Victor Hugo riait de son bon rire, tandis que je balbutiais :

— Une erreur de jour… je croyais… j’avais cru lire…

— Dites tout de suite que j’écris comme un chat ! fit madame Drouet.

Et tous deux :

— Allons, rentrez donc… Qu’est-ce que vous comptez faire là sur notre seuil ? Vous êtes encombrant.

— Eh ! mais… j’allais m’en aller.

— Et vous croyez que nous le souffrirons ?… Oh ! piteux, mon cher Monselet, piteux !

— Cependant…

— Vous deviez dîner hier avec nous, vous dînerez avec nous aujourd’hui, dit le maître… par exemple, à vos risques et périls… à la fortune du pot… Ce sera votre punition.

Une fois dans l’intérieur, Victor Hugo, avec une pointe d’inquiétude qu’il cherchait à dissimuler sous un accent narquois, dit à la bonne :

— Voyons, Mary, qu’est-ce que nous avons pour dîner aujourd’hui ?

— Monsieur le sait bien… Je ne comptais sur personne… Nous n’avons qu’une poule au riz.

Le visage de Mary, en proférant ces paroles, reflétait comme une teinte d’humiliation, que je fis cesser aussitôt en m’écriant avec enthousiasme :

— Une poule au riz ?… ce que j’aime le plus au monde !

— Vrai ? dit madame Drouet.

— Parole d’honneur !

— Alors, tout est pour le mieux, fit le bon grand homme ; la cuisinière y ajoutera une omelette aux fines herbes.

— Bravo ! exclamai-je.

— Et nous déboucherons une bouteille de vin du Cap qui nous vient de Schœlcher.

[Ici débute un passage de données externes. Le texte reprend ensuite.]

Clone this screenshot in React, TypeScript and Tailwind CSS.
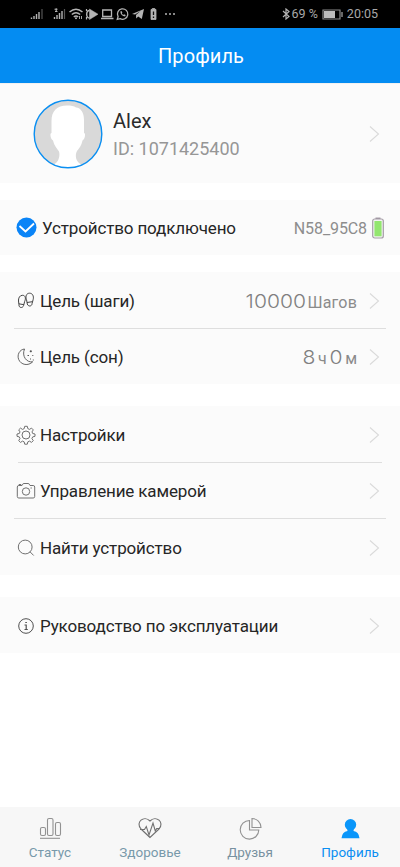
import type { ReactNode } from "react";

function Chevron() {
  return (
    <svg width="11" height="18" viewBox="0 0 11 18" fill="none" stroke="#dadada" strokeWidth="1.1" className="shrink-0">
      <path d="M1 1.500 9.500 9 1 16.500" />
    </svg>
  );
}

function StatusBar() {
  return (
    <div className="flex h-7 items-center bg-black pl-[30px] pr-[22px] text-[#a8a8a8]">
      <svg width="146" height="16" viewBox="30 6 146 16" fill="none" stroke="#b4b4b4" className="shrink-0">
        {/* signal strength, both sims */}
        <path d="M31.500 19v-1.500M34 19v-3M36.500 19v-5M39 19v-7" strokeWidth="1.400" />
        <path d="M42 19V9" stroke="#555555" strokeWidth="1.200" />
        <path d="M54.500 19v-2M57 19v-4M59.500 19v-6M62 19v-8" strokeWidth="1.400" />
        <path d="M64.500 19V9" stroke="#555555" strokeWidth="1.200" />
        <path d="M54.500 9.200h3M55 11.500h2.500M56.200 8.200v3.500" strokeWidth="1.100" />
        {/* wifi */}
        <path d="M69.500 12Q76 6.500 82.500 12M71.800 14.500Q76 11 80.200 14.500M73.800 17Q76 15 78.200 17" strokeWidth="1.500" />
        <circle cx="76" cy="18.300" r="1" fill="#b4b4b4" stroke="none" />
        <path d="M79.500 16v3M81.500 16v3" strokeWidth="0.900" />
        {/* play */}
        <path d="M89.500 9 98 14.200 89.500 19.500Z" fill="#b4b4b4" strokeWidth="0.500" />
        <path d="M89.500 10.500c-3.500 0-4 7.500 0 7.500" strokeWidth="1.400" />
        <path d="M86.500 9v2M86.500 17v2.500" strokeWidth="1.200" />
        {/* laptop */}
        <path d="M102.700 10h8.800v6.500h-8.800zM101 18.500h12.500" strokeWidth="1.300" />
        {/* messenger */}
        <path d="m117.300 19.300.8-2.700a5.200 5.200 0 1 1 2 2z" strokeWidth="1.300" />
        <path d="M120.300 11.500c.2 3 2 4.700 4.800 5l.6-1.500-1.700-.7-.8.6-1.400-1.500.5-.8-.8-1.500z" fill="#b4b4b4" stroke="none" />
        {/* telegram */}
        <path d="m132 14 12-5-2.200 10-3.600-2.500-2 2-.2-3.400 4.500-4.200-5.400 3.700z" fill="#b4b4b4" stroke="none" />
        {/* charging cell */}
        <path d="M151 9.500h1.300V8.500h2.500v1h1.200v10h-5z" fill="#b4b4b4" strokeWidth="0.800" />
        <path d="M153.500 11.500v3.500M153.500 16.500V18" stroke="#111111" strokeWidth="1.300" />
        <path d="M165 14h2M169 14h2M173 14h2" strokeWidth="1.700" />
      </svg>
      <div className="ml-auto flex items-center font-[Roboto,sans-serif] text-[12.500px]">
        <svg width="9" height="12" viewBox="0 0 9 12" fill="none" stroke="#b4b4b4" strokeWidth="1.200">
          <path d="m1 3 6 5.500-3 2.500V1l3 2.500L1 9" />
        </svg>
        <span className="ml-px whitespace-nowrap">69 %</span>
        <svg width="21" height="11" viewBox="0 0 21 11" fill="none" className="ml-1">
          <path d="M1 1h17v9H1z" stroke="#8a8a8a" strokeWidth="1.200" />
          <path d="M2 2h11v7H2z" fill="#bcbcbc" />
          <path d="M20 3v5" stroke="#8a8a8a" strokeWidth="1.500" />
        </svg>
        <span className="ml-1">20:05</span>
      </div>
    </div>
  );
}

function Avatar() {
  return (
    <svg width="70" height="70" viewBox="0 0 70 70" className="shrink-0">
      <circle cx="35" cy="35" r="34" fill="#d9d9d9" />
      <path
        d="M18.500 22C18.500 12 24 6.500 34 6.500c4 0 7 .5 9 2 5 .5 8 5 8 12.500v13c2 0 1 6-1.500 7.500-1 5-3.500 8-5.500 10.500-2 4-1 7.500 0 9.500 1 2 3 3 4 4a34 34 0 0 1-27 0c1-1 3-2 4-4s2-5.500 1-9c-2-3-5-6-6-11-2.500-1.500-3.500-7.500-1.500-7.500z"
        fill="#ffffff"
      />
      <circle cx="35" cy="35" r="33.800" fill="none" stroke="#0a8ff2" strokeWidth="1.400" />
    </svg>
  );
}

function StepsIcon() {
  return (
    <svg width="18" height="18" viewBox="0 0 18 18" fill="none" stroke="#444444" strokeWidth="1">
      <path d="M5.300 3.300c3.200-.2 3.800 3.200 2.400 6L6.600 13.500c-.8 3-5 2.500-4.600-.7L1.500 9C1.300 6 2.700 3.400 5.300 3.300zM1.800 11.800l5.200.9" />
      <path d="M12.500 1.200c-3.200 0-4.200 3.300-3 6.300l.8 4.500c.8 3 4.800 2.500 4.800-.6l1.100-4c.7-3-.4-6.200-3.700-6.200zM10 10.500l5.300-.8" />
    </svg>
  );
}

function MoonIcon() {
  return (
    <svg width="18" height="18" viewBox="0 0 18 18" fill="none" stroke="#555555">
      <path d="M7.500 1C2.500 1.500-.2 7 1.700 11.500c2.300 5.500 9.500 6.800 14 2.300C9.500 14.800 4.500 8 7.500 1z" strokeWidth="0.900" />
      <path d="M12.800 3.300h2M13.800 2.300v2M10.500 7.500H12M15.300 7.500h1M13 11h1M15.800 12h1" strokeWidth="1.200" />
    </svg>
  );
}

function GearIcon() {
  return (
    <svg width="20" height="20" viewBox="0 0 20 20" fill="none" stroke="#707070" strokeWidth="1" strokeLinejoin="round">
      <path d="m8.200 3.600.5-2.300h2.600l.5 2.300 1.700.8 2-1.300 1.800 1.800-1.300 2 .7 1.600 2.300.5v2.300l-2.300.6-.8 1.700 1.400 2-1.800 1.800-2-1.300-1.700.8-.5 2.300H8.700l-.5-2.300-1.700-.8-2 1.300-1.800-1.800 1.300-2-.7-1.700-2.300-.6V9l2.300-.5.7-1.600-1.300-2 1.800-1.800 2 1.300z" />
      <circle cx="10" cy="10" r="4" />
    </svg>
  );
}

function CameraIcon() {
  return (
    <svg width="20" height="20" viewBox="0 0 20 20" fill="none" stroke="#707070" strokeWidth="1" className="shrink-0">
      <path d="M2.800 4.500H6L7.300 2.500h5.400L14 4.500h3.200q1.500 0 1.500 1.500v9.500q0 1.500-1.500 1.500H2.800q-1.500 0-1.500-1.500V6q0-1.500 1.500-1.500zM3 4.300V3.500h2v.8" />
      <circle cx="10" cy="10.500" r="3.700" />
      <path d="M14.500 7h1.300" />
    </svg>
  );
}

function SearchIcon() {
  return (
    <svg width="18" height="18" viewBox="0 0 18 18" fill="none" stroke="#707070" strokeWidth="1">
      <circle cx="8.200" cy="8" r="6.900" />
      <path d="m13 12.800 3.700 3.700" />
    </svg>
  );
}

function InfoIcon() {
  return (
    <svg width="18" height="18" viewBox="0 0 18 18" fill="none" stroke="#505050" strokeWidth="1">
      <circle cx="9" cy="9" r="7.300" />
      <path d="M8.300 5.500h1.600M7.500 8h1.700v4.500M7.500 12.500h3.300" strokeWidth="1.200" />
    </svg>
  );
}

interface RowProps {
  icon: ReactNode;
  label: string;
  children?: ReactNode;
}

function Row({ icon, label, children }: RowProps) {
  return (
    <div className="flex h-14 items-center pl-4 pr-5 pt-0.5">
      <div className="flex w-5 shrink-0 justify-center">{icon}</div>
      <span className="ml-1 whitespace-nowrap pt-px text-[17px] tracking-[-0.14px] text-[#262626]">{label}</span>
      <div className="ml-auto mr-3 flex items-baseline pt-px text-[#8b8b8b]">{children}</div>
      <Chevron />
    </div>
  );
}

// wide, light figures used for goal values
function Figure({ children }: { children: string }) {
  return (
    <span className="inline-block origin-right scale-x-[1.14] font-[Inter,sans-serif] text-[18.500px] font-light text-[#808080]">
      {children}
    </span>
  );
}

function NavItem({ icon, label, color }: { icon: ReactNode; label: string; color: string }) {
  return (
    <div className={`flex w-[100px] flex-col items-center pt-2.5 ${color}`}>
      {icon}
      <span className="mt-px text-[13.500px] leading-5">{label}</span>
    </div>
  );
}

export default function App() {
  return (
    <div className="flex h-[867px] w-[400px] flex-col overflow-hidden bg-white font-[Roboto,sans-serif]">
      <StatusBar />
      <header className="flex h-[55px] items-center justify-center bg-[#048cf2] pl-0.5 text-[20px] tracking-[0.1px] text-white">
        Профиль
      </header>

      {/* User */}
      <section className="flex h-[100px] items-center border-t border-[#f1f1f1] bg-[#fbfbfb] pl-[33px] pr-5">
        <Avatar />
        <div className="ml-2.5 flex flex-col pt-0.5">
          <span className="text-[20px] leading-7 text-[#2b2b2b]">Alex</span>
          <span className="text-[18px] leading-7 text-[#969696]">ID: 1071425400</span>
        </div>
        <div className="ml-auto">
          <Chevron />
        </div>
      </section>

      {/* Connected device */}
      <section className="mt-[17px] flex h-[55px] items-center bg-[#fbfbfb] pl-4 pr-4">
        <svg width="21" height="21" viewBox="0 0 21 21" className="shrink-0">
          <circle cx="10.500" cy="10.500" r="10" fill="#0a84f7" />
          <path d="m3.500 9 6 5.500 8.500-8" fill="none" stroke="#ffffff" strokeWidth="1.800" />
        </svg>
        <span className="ml-[5px] whitespace-nowrap pt-0.5 text-[17px] tracking-[-0.14px] text-[#262626]">
          Устройство подключено
        </span>
        <span className="ml-auto pt-0.5 text-[16px] tracking-[-0.1px] text-[#8d8d8d]">N58_95C8</span>
        <svg width="12" height="22" viewBox="0 0 12 22" className="ml-[5px] shrink-0">
          <path d="M3.500 1.300h5" stroke="#9d939f" strokeWidth="1.500" />
          <rect x="0.700" y="2" width="10.600" height="19" rx="2" fill="#f4f4f4" stroke="#a59da7" strokeWidth="1.200" />
          <rect x="2.400" y="4" width="7.200" height="15.300" fill="#93e66f" />
        </svg>
      </section>

      {/* Goals */}
      <section className="mt-[17px] h-[112px] bg-[#fbfbfb]">
        <Row icon={<StepsIcon />} label="Цель (шаги)">
          <Figure>10000</Figure>
          <span className="ml-px text-[16px] tracking-[0.200px]">Шагов</span>
        </Row>
        <div className="mx-3.5 -mb-px h-px bg-[#dedede]" />
        <Row icon={<MoonIcon />} label="Цель (сон)">
          <Figure>8</Figure>
          <span className="ml-[3px] text-[16px]">ч</span>
          <span className="ml-1">
            <Figure>0</Figure>
          </span>
          <span className="ml-[3px] text-[16px]">м</span>
        </Row>
      </section>

      {/* Actions */}
      <section className="mt-[22px] h-[169px] bg-[#fbfbfb]">
        <Row icon={<GearIcon />} label="Настройки" />
        <div className="mx-[18px] -mb-px h-px bg-[#dedede]" />
        <Row icon={<CameraIcon />} label="Управление камерой" />
        <div className="mx-3.5 h-px bg-[#dedede]" />
        <Row icon={<SearchIcon />} label="Найти устройство" />
      </section>

      <section className="mt-[22px] h-14 bg-[#fbfbfb]">
        <Row icon={<InfoIcon />} label="Руководство по эксплуатации" />
      </section>

      <nav className="mt-auto flex h-[60px] bg-[#f7f7f7]">
        <NavItem
          label="Статус"
          color="text-[#7899aa]"
          icon={
            <svg width="24" height="24" viewBox="0 0 24 24" fill="none" stroke="#929292" strokeWidth="1.100">
              <rect x="2.500" y="10.500" width="5" height="8" rx="1.500" />
              <rect x="9.500" y="1.500" width="5.500" height="17" rx="1.500" />
              <rect x="17.500" y="5.500" width="5" height="13" rx="1.500" />
              <path d="M2 21.300h20" />
            </svg>
          }
        />
        <NavItem
          label="Здоровье"
          color="text-[#7899aa]"
          icon={
            <svg width="26" height="24" viewBox="0 0 26 24" fill="none" stroke="#707070" strokeWidth="1.100">
              <path d="M13 20.500 4 12C-2 5 7-2 13 4c6-6 15 1 9 8z" />
              <path d="M3 12.500h4.500l1.800-3 2.700 8.500 4-12 2.300 8 1.400-2.500H23" />
            </svg>
          }
        />
        <NavItem
          label="Друзья"
          color="text-[#7891a0]"
          icon={
            <svg width="24" height="24" viewBox="0 0 24 24" fill="none" stroke="#929292" strokeWidth="1.100">
              <path d="M11.500 3.500A9.300 9.300 0 1 0 20.800 13h-9.300z" />
              <path d="M14 1.500a9 9 0 0 1 9 9h-9z" />
            </svg>
          }
        />
        <NavItem
          label="Профиль"
          color="text-[#0a8ff2]"
          icon={
            <svg width="24" height="24" viewBox="0 0 24 24" fill="#0a96fa">
              <circle cx="12.500" cy="7.700" r="5.700" />
              <path d="M9 11h7l-.5 3q5.500 1 6 7.300h-18q.5-6.300 6-7.300z" />
            </svg>
          }
        />
      </nav>
    </div>
  );
}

La table était mise ; trois couverts.

Détail touchant et absolument dépourvu de lyrisme : Philémon et Baucis avaient chacun son rond de serviette.

Ah ! ce dîner, quel souvenir j’en ai gardé, et comme j’ai béni mon étourderie qui m’avait fait manquer celui de la veille !

Dîner là dans une intimité inespérée, les tenir là tous les deux, l’homme de génie et la femme extra-aimable ; jouir de leur causerie, et quelle causerie ! Surprendre des lambeaux de souvenirs, des fragments de confidences ; sentir sur moi leur regard expansif et leur sourire abandonné ; les croire un instant mes amis, vivre de leur vie de tous les jours !

J’ai fait dans ma vie bien d’excellents dîners, mais je n’en ai jamais fait aucun qui valût celui-là.